The Ninth Circuit Court of Appeals found in favor of Quon and against the City.  Notwithstanding the department’s written policy, the appellate court found that the lieutenant's statement that he would not read their messages, combined with his practice of actually not doing so for months, gave Quon and the others a reasonable expectation of privacy in their messages. The appellate court also found that, even though the City's rationale for reading the messages was reasonable, it could have achieved that goal without reading the messages by, for example, warning Quon in advance that his pager would be audited, asking Quon to delete his personal messages, or asking Quon to count the work-related characters himself.  Because there were less intrusive ways to find out what was going on with the pager accounts, the appellate court held the City's decision to read the messages to be a privacy violation.
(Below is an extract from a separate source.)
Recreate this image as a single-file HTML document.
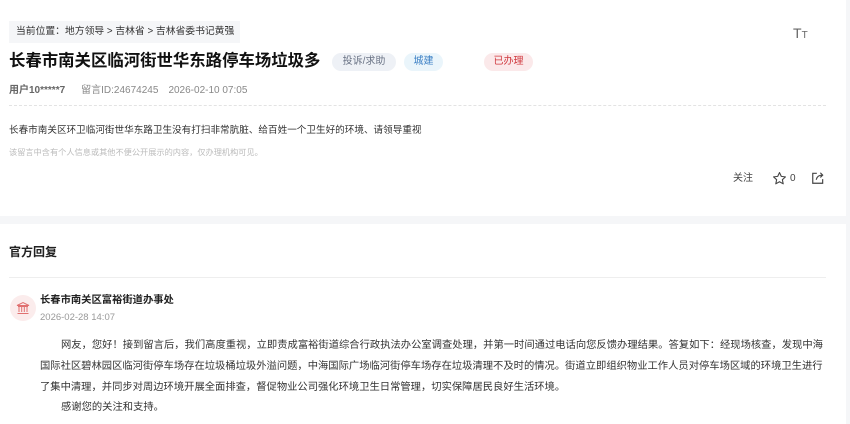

As Quon involves a government employer, the Fourth Amendment, prohibiting unreasonable searches and seizures, applies. The Fourth Amendment only protects government employees, so the Supreme Court's decision will not explicitly apply to the private sector.  However, it will be highly influential as courts have generally followed similar standards in analyzing privacy claims against private employers. Additionally, the decision is expected to have a far-reaching impact due to the prevalent use of employer-issued Blackberrys and other electronic devices.